§ ENTRIES PROVIDED
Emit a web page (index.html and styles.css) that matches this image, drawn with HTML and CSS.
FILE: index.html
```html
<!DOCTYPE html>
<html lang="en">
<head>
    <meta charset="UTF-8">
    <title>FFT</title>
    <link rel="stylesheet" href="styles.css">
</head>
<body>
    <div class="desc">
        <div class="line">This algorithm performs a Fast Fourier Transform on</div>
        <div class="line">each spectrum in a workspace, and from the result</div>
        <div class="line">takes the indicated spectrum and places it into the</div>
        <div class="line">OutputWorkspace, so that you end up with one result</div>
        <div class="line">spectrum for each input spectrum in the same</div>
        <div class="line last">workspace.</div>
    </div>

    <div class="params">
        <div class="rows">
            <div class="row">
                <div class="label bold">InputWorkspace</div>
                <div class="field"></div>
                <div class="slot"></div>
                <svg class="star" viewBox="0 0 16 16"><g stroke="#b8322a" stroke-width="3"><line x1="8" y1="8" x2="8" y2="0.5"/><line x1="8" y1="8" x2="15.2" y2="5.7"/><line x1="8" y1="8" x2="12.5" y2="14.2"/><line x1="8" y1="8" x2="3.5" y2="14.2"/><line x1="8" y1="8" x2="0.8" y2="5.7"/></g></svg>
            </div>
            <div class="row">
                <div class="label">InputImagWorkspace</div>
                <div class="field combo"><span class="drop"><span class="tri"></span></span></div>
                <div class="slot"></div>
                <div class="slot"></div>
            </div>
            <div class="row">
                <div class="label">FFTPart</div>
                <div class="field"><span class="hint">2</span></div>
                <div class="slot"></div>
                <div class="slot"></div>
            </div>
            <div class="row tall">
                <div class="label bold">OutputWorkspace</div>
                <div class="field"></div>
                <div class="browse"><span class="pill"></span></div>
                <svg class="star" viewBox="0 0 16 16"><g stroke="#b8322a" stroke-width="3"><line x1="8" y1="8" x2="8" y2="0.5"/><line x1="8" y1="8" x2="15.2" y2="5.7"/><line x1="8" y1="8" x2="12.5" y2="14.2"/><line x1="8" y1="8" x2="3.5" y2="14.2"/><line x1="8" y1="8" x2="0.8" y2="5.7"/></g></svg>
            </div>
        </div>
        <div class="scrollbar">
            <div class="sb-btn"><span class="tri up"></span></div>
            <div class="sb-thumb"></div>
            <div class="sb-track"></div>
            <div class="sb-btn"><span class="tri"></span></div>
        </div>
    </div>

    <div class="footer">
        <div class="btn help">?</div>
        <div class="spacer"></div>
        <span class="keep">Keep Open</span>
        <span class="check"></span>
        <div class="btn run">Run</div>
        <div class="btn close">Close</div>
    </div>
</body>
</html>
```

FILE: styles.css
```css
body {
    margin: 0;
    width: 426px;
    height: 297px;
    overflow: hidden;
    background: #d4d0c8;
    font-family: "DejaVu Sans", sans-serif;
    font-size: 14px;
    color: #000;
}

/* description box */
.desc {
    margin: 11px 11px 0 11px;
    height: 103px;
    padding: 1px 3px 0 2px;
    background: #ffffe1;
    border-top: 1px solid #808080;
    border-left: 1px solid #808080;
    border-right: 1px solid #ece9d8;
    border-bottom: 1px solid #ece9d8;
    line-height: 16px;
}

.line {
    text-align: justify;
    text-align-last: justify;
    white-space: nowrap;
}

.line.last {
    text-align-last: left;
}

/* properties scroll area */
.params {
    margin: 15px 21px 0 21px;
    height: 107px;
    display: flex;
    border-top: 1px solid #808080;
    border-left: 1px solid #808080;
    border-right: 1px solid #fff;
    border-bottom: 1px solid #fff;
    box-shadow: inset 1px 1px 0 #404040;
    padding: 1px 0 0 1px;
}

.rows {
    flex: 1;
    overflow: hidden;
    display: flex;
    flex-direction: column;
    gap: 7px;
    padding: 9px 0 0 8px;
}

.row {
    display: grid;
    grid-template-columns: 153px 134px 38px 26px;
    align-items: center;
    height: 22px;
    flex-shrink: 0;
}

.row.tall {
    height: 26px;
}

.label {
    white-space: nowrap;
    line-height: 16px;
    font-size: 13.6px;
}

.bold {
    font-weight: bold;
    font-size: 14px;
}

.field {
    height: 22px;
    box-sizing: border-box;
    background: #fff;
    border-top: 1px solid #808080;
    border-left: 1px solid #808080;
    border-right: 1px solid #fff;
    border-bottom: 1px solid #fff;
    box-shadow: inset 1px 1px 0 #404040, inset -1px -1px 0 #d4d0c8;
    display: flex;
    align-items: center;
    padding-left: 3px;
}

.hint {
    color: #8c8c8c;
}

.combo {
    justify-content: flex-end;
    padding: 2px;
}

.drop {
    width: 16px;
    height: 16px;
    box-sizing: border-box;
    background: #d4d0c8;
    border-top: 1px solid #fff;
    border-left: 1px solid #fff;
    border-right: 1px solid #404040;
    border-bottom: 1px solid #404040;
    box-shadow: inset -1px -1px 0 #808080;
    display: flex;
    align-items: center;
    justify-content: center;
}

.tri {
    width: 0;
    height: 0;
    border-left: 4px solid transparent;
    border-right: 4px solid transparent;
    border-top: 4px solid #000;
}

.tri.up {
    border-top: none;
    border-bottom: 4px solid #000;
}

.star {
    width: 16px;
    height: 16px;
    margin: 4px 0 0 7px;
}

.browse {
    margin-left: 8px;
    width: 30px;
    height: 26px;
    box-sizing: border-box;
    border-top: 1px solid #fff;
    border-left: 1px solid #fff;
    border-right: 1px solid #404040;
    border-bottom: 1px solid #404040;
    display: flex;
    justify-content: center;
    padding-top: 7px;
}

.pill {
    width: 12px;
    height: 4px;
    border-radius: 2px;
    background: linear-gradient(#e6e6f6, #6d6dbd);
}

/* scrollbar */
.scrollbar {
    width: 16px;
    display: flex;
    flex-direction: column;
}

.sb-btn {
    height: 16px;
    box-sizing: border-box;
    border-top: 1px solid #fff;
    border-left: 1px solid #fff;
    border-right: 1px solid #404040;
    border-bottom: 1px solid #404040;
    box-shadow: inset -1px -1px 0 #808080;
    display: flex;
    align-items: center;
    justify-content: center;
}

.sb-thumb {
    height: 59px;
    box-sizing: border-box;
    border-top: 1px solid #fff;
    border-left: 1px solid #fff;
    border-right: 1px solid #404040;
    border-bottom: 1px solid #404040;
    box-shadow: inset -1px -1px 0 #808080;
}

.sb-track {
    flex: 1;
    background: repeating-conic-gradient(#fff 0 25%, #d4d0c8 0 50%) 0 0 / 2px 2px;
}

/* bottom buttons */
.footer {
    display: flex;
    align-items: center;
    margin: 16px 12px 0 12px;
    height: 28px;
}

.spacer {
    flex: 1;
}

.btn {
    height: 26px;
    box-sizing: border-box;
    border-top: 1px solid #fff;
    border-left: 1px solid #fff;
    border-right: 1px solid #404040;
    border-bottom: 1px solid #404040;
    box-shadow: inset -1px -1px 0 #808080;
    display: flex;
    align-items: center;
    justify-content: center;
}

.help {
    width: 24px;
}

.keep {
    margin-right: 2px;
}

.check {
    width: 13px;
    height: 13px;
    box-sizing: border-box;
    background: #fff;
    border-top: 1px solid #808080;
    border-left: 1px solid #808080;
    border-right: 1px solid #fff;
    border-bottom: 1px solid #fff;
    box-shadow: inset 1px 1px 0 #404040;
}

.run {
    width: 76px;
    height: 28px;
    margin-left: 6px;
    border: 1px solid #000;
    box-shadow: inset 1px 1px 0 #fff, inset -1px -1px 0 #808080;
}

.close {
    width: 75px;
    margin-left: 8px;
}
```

---

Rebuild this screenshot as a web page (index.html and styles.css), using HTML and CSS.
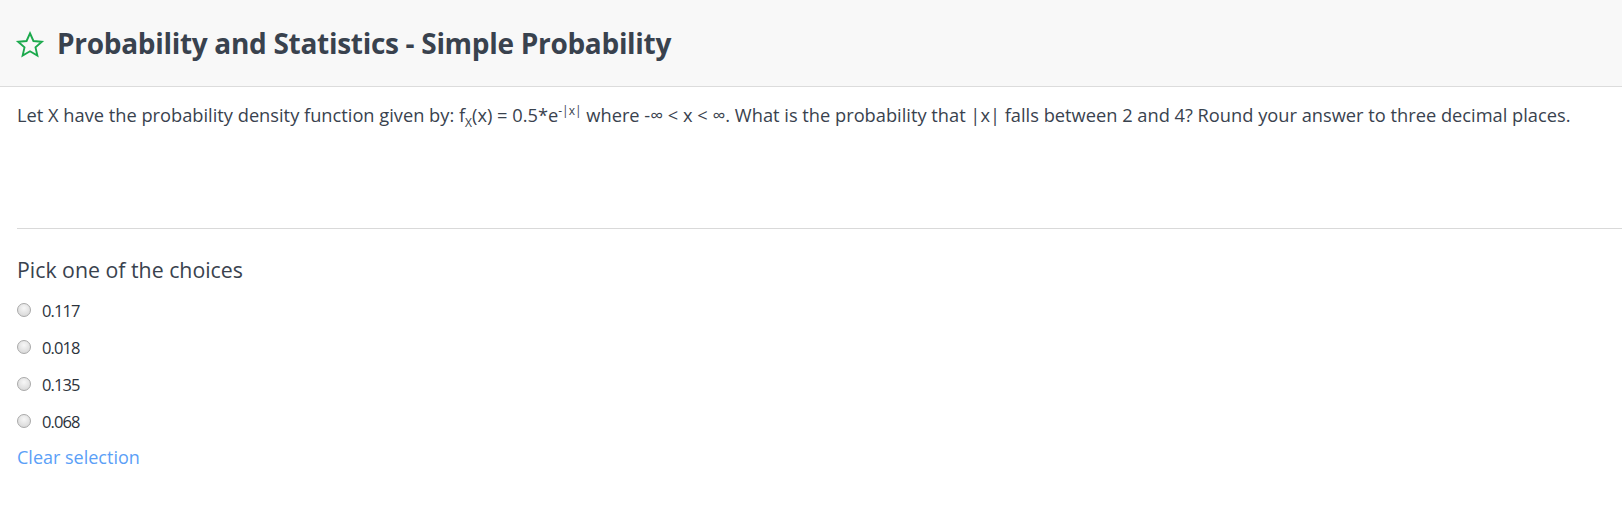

§ WRITTEN INSTRUCTION
Return a copy of every line that includes the word "with".

§ EXPECTED ANSWER
Emit a web page (index.html and styles.css) that matches this image, drawn with HTML and CSS.
        <div class="line">OutputWorkspace, so that you end up with one result</div>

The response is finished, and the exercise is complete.